2016 COFI Convention – 23 Takeaways

  1. Convention buzzwords: competitiveness, rationalize/rationalization, utilize/utilization
  2. “Rationalize” is a euphemism for fewer mills.
  3. In familiar staccato style, Minister of Forests, Lands and Natural Resource Operations, Honourable Steve Thomson’s talked about viewing the forest sector through various lenses. “We’re focused to make sure we have a competitive framework in British Columbia..”
  4. Speaking of competitiveness, the province is well-positioned owing to success in Asian markets. Fibre supply has historically been an advantage but is now under pressure. Delivered wood costs, tax environment, energy costs, and regulatory processes are disadvantages. – Jock Finlayson, Executive VP & Chief Policy Officer, BC Business Council
  5. Highly regarded, impressive newcomer to COFI leadership is CEO and President, Susan Yurkovich
  6. We are in the midst of a long period of strengthening lumber markets, however growth in 2016 will be disappointing. – Paul Jannke, Principal, Lumber, Forest Economic Advisors
  7. “One thing every investor wants is liquidity.” And no matter how manageable, “investors are not interested in material stocks with debt.” Among forest analysts, Daryl Swetlishoff, Senior Managing Director, Raymond James Ltd., Equity Research is a rock star. While noting the forest sector accounts for barely 1% of the TSX Index, Swetlishoff said “opportunities exist because the market is not very efficient.” Uncertainty surrounding the SLA is keeping forestry stocks on the tarmac.
  8. “Investors always ask about two things: the SLA and demand for lumber in China.” – Ted Seraphim, President & CEO, West Fraser
  9. At the 2014 COFI Convention, Ted Seraphim simply told us it was “all about capacity”. And last year, I was critical of the CEO Panel here. This year, the CEO Panel, which also included Duncan Davies, President & CEO Interfor Corporation, and Ron Gorman, President & CEO, Gorman Bros. was a convention highlight. Seraphim was candid throughout, opening up about safety worries, the challenges in accessing high quality cost-effective fibre, and the strive to achieve our potential.
  10. Person at the convention I would most like to have lunch with: Duncan Davies, CEO Interfor. In a refreshingly relaxed manner, he expertly explained all things SLA during the CEO Panel.
  11. I asked the CEO panel “How does the “Canadian Invasion” re. sawmill acquisitions in the U.S. South impact SLA negotiations?” The panel viewed the learning experience as a real positive.

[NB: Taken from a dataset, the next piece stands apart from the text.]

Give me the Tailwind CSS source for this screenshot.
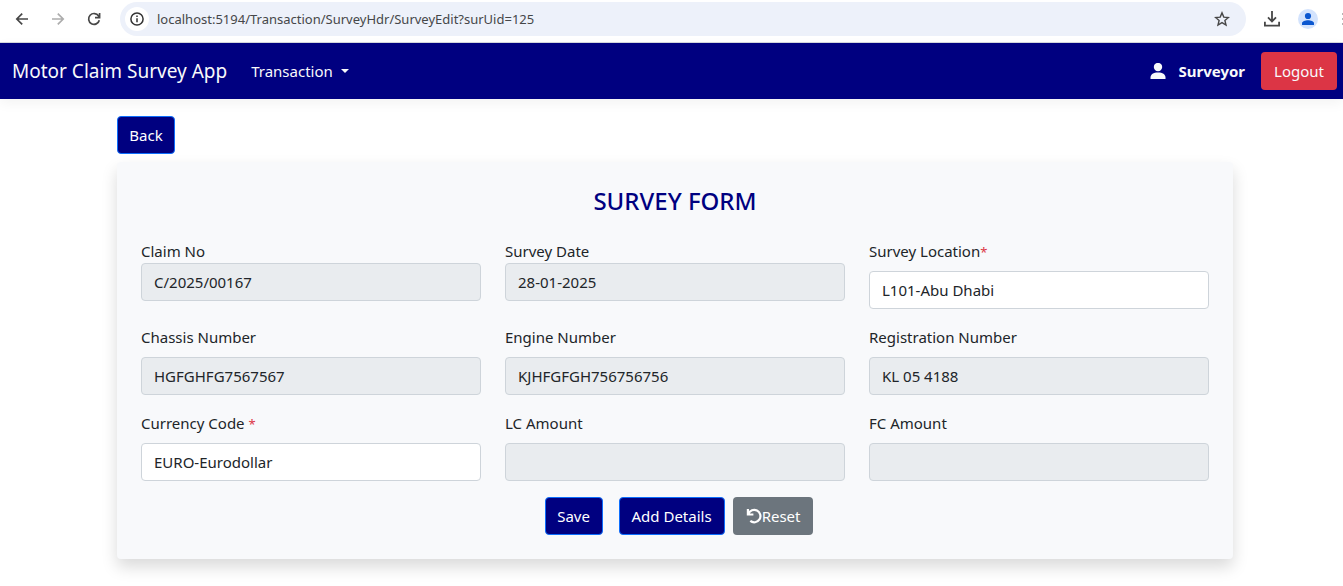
<!DOCTYPE html>
<html lang="en">
<head>
<meta charset="utf-8">
<title>Motor Claim Survey App</title>
<script src="https://cdn.jsdelivr.net/npm/@tailwindcss/browser@4"></script>
</head>
<body class="min-h-screen overflow-x-hidden bg-white font-['Segoe_UI','Noto_Sans',sans-serif] text-[15px] leading-6 text-[#212529]">

<!-- Browser toolbar -->
<div class="flex h-[43px] items-start border-b border-[#d5d9df] pt-[2px] pl-[14px]">
  <div class="flex h-[34px] items-center gap-5 pr-[18px]">
    <button aria-label="Back" class="size-4 text-[#474747]"><svg viewBox="0 0 16 16" class="size-4" fill="none" stroke="currentColor" stroke-width="1.7"><path d="M14 8H3M8.2 2.6 2.8 8l5.4 5.4"/></svg></button>
    <button aria-label="Forward" class="size-4 text-[#adadad]"><svg viewBox="0 0 16 16" class="size-4" fill="none" stroke="currentColor" stroke-width="1.7"><path d="M2 8h11M7.8 2.6 13.2 8l-5.4 5.4"/></svg></button>
    <button aria-label="Reload" class="size-4 text-[#474747]"><svg viewBox="0 0 16 16" class="size-4" fill="none" stroke="currentColor" stroke-width="1.7"><path d="M13.3 9.2A5.4 5.4 0 1 1 12.6 5L13.4 6.2M13.6 2v4.6H9"/></svg></button>
  </div>
  <div class="flex h-[34px] flex-1 items-center rounded-full bg-[#edf1fa] pr-4 pl-[5px]">
    <button aria-label="Site information" class="flex size-6 items-center justify-center rounded-full bg-white text-[#333]"><svg viewBox="0 0 16 16" class="size-4" fill="none" stroke="currentColor" stroke-width="1.5"><circle cx="8" cy="8" r="6.1"/><path d="M8 7.3v3.9M8 4.6v1.5"/></svg></button>
    <input aria-label="Address" value="localhost:5194/Transaction/SurveyHdr/SurveyEdit?surUid=125" class="ml-2 min-w-0 flex-1 bg-transparent text-[13px] text-[#454749] outline-none">
    <button aria-label="Bookmark" class="size-4 text-[#474747]"><svg viewBox="0 0 16 16" class="size-4" fill="none" stroke="currentColor" stroke-width="1.4"><path d="m8 1.9 1.8 4.2 4.6.4-3.5 3 1.1 4.5L8 11.6 4 14l1.1-4.5-3.5-3 4.6-.4z"/></svg></button>
  </div>
  <div class="flex h-[34px] items-center">
    <button aria-label="Downloads" class="ml-[18px] size-4 text-[#474747]"><svg viewBox="0 0 16 16" class="size-4" fill="none" stroke="currentColor" stroke-width="1.8"><path d="M8 0v10M4 6.4l4 4 4-4M.9 10.8v3.8h14.2v-3.8"/></svg></button>
    <button aria-label="Profile" class="ml-[18px] size-5 text-[#0b57d0]"><svg viewBox="0 0 20 20" class="size-5"><circle cx="10" cy="10" r="10" fill="#d3e3fd"/><circle cx="10" cy="7" r="3.1" fill="currentColor"/><path d="M4 16v-1.800c0-2 3.400-3 6-3s6 1 6 3V16z" fill="currentColor"/></svg></button>
    <button aria-label="Menu" class="ml-[23px] h-4 w-[2px] text-[#b5b5b5]"><svg viewBox="0 0 2 16" class="h-4 w-[2px]" fill="currentColor"><path d="M1 2h1v2H1zM1 7h1v2H1zM1 12h1v2H1z"/></svg></button>
  </div>
</div>

<!-- Site navigation -->
<nav class="flex h-14 items-center bg-[#000080] pr-[6px] pl-3 text-[#f8f9fa] shadow-[0_4px_12px_rgba(0,0,0,0.05)]">
  <a href="#" class="text-[19px] whitespace-nowrap">Motor Claim Survey App</a>
  <button class="ml-6 flex items-center gap-2">Transaction
    <svg viewBox="0 0 8 4" class="h-1 w-2" fill="currentColor"><path d="M0 0h8L4 4z"/></svg>
  </button>
  <div class="ml-auto flex items-center">
    <svg viewBox="0 0 16 16" class="size-4" fill="currentColor"><circle cx="8" cy="4" r="4.200"/><path d="M.5 16v-1.500C.5 11.300 3.500 9.400 8 9.400s7.500 1.900 7.500 5.100V16z"/></svg>
    <span class="ml-3 font-bold">Surveyor</span>
    <button class="ml-4 h-[38px] rounded bg-[#dc3545] px-[13px] text-[#f8f9fa]">Logout</button>
  </div>
</nav>

<main class="pt-[17px] pl-[7px]">
  <div class="mx-auto max-w-[1140px] px-3">
    <button class="block h-[38px] min-w-[58px] rounded border border-[#0d6efd] bg-[#000080] px-[11px] text-white">Back</button>

    <form class="mt-2 rounded bg-[#f8f9fb] p-6 shadow-[0_8px_16px_rgba(0,0,0,0.15)]">
      <h1 class="text-center text-2xl leading-[29px] font-medium text-[#000080]">SURVEY FORM</h1>

      <div class="mt-6 grid grid-cols-3 gap-x-6 gap-y-4">
        <div class="flex flex-col">
          <label for="claim">Claim No</label>
          <input id="claim" readonly value="C/2025/00167" class="h-[38px] w-full rounded border border-[#ced4da] bg-[#e9ecef] px-3">
        </div>
        <div class="flex flex-col">
          <label for="date">Survey Date</label>
          <input id="date" readonly value="28-01-2025" class="h-[38px] w-full rounded border border-[#ced4da] bg-[#e9ecef] px-3">
        </div>
        <div class="flex flex-col gap-2">
          <label for="location">Survey Location<span class="text-[13px] leading-none text-[#dc3545]">*</span></label>
          <input id="location" value="L101-Abu Dhabi" class="h-[38px] w-full rounded border border-[#ced4da] bg-white px-3">
        </div>
        <div class="flex flex-col gap-2">
          <label for="chassis">Chassis Number</label>
          <input id="chassis" readonly value="HGFGHFG7567567" class="h-[38px] w-full rounded border border-[#ced4da] bg-[#e9ecef] px-3">
        </div>
        <div class="flex flex-col gap-2">
          <label for="engine">Engine Number</label>
          <input id="engine" readonly value="KJHFGFGH756756756" class="h-[38px] w-full rounded border border-[#ced4da] bg-[#e9ecef] px-3">
        </div>
        <div class="flex flex-col gap-2">
          <label for="registration">Registration Number</label>
          <input id="registration" readonly value="KL 05 4188" class="h-[38px] w-full rounded border border-[#ced4da] bg-[#e9ecef] px-3">
        </div>
        <div class="flex flex-col gap-2">
          <label for="currency">Currency Code <span class="text-[13px] leading-none text-[#dc3545]">*</span></label>
          <input id="currency" value="EURO-Eurodollar" class="h-[38px] w-full rounded border border-[#ced4da] bg-white px-3">
        </div>
        <div class="flex flex-col gap-2">
          <label for="lc">LC Amount</label>
          <input id="lc" readonly class="h-[38px] w-full rounded border border-[#ced4da] bg-[#e9ecef] px-3">
        </div>
        <div class="flex flex-col gap-2">
          <label for="fc">FC Amount</label>
          <input id="fc" readonly class="h-[38px] w-full rounded border border-[#ced4da] bg-[#e9ecef] px-3">
        </div>
      </div>

      <div class="mt-4 flex justify-center pl-2">
        <button type="submit" class="h-[38px] min-w-[58px] rounded border border-[#0d6efd] bg-[#000080] px-[11px] text-white">Save</button>
        <button type="button" class="ml-4 h-[38px] rounded border border-[#0d6efd] bg-[#000080] px-3 text-white">Add Details</button>
        <button type="reset" class="ml-2 flex h-[38px] items-center rounded bg-[#6c757d] px-[13px] text-white">
          <svg viewBox="0 0 16 16" class="size-4" fill="none" stroke="currentColor" stroke-width="2.200"><path d="M1.900 1v5.500h5.500M2.400 6A6.200 6.200 0 1 1 4.300 12.900"/></svg>Reset</button>
      </div>
    </form>
  </div>
</main>
</body>
</html>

With an eye to negotiations, they all agreed it has brought better understanding. Historically, Canadian producers have not seen how the system functions in the U.S.
  12. The first tariff was placed on Canadian softwood lumber exports to the United States in 1872.
  13. U.S. mills are at a competitive advantage because fibre costs are lower in the U.S. than B.C.
  14. U.S. trade laws are designed to protect U.S. producers. Consumers have nothing to do with it.
  15. The U.S. views trade deals as bad deals; blame present economic pessimism on the U.S. election. If a problem seems very complicated, a significant segment of the population doesn’t want a complicated answer. – Bruce Anderson, Chairman, Abacus Data
  16. Changing context – viewing the world as a market – global, inter-connected market – relationships/polarization. Change is not a choice. “If you don’t like change, you better acquire a taste for it.” –  Bruce Anderson
  17. Wood is good. In 1997, public opinion in Canada of the forest sector was 1/3 negative, 1/3 positive, and 1/3 neutral (costs start to rise at 25% negative opinion). Today, only 20% negative, which is low for the sector. Positive perception explains why politicians are embracing the industry. – Bruce Anderson
  18. “Sustainability has gone mainstream” – Ken Shields, President & CEO, Conifex Timber Inc.
  19. Re: the industry rationalization period, “it’s hard to be seeking collaboration at the same time you’re all fighting for a piece of a smaller pie” – Ken Shields
  20. Interesting to learn from Diane Nicholls, Chief Forester that overall, actual cuts are falling short of the Annual Allowable Cut (AAC). In view of midterm timber supply constraints, it was curious to hear that finding ways to maximize cuts to the full extent allowed was a priority. (see Nbr. 21)
  21. “Most of the economically harvestable beetle-killed timber has been harvested.” – Tim Sheldan, Deputy Minister, Ministry of Forests, Lands and Resource Operations
  22. Premier Christy Clark was in full electioneering mode at the Community Leaders Luncheon. It was a friendly crowd, and her excitable keynote address drew a standing ovation.
  23. This was my fourth consecutive outstanding COFI Convention, the location having alternated annually between Kelowna and Prince George. A surprise announcement at the Friday luncheon confirmed the convention will be in Vancouver next year. While convenient for me, how this change influences attendees will be interesting to see. On my travels, and after listening to the mayors of Prince George, Williams Lake, and Cranbrook at the Community Leaders Breakfast session, the Interior and northern communities of this province don’t share the same love affair with Vancouver that Vancouver does these days. In the words of Walt Cobb, Mayor of Williams Lake, talking about Vancouver/Victoria on Friday morning, “They just don’t get it!”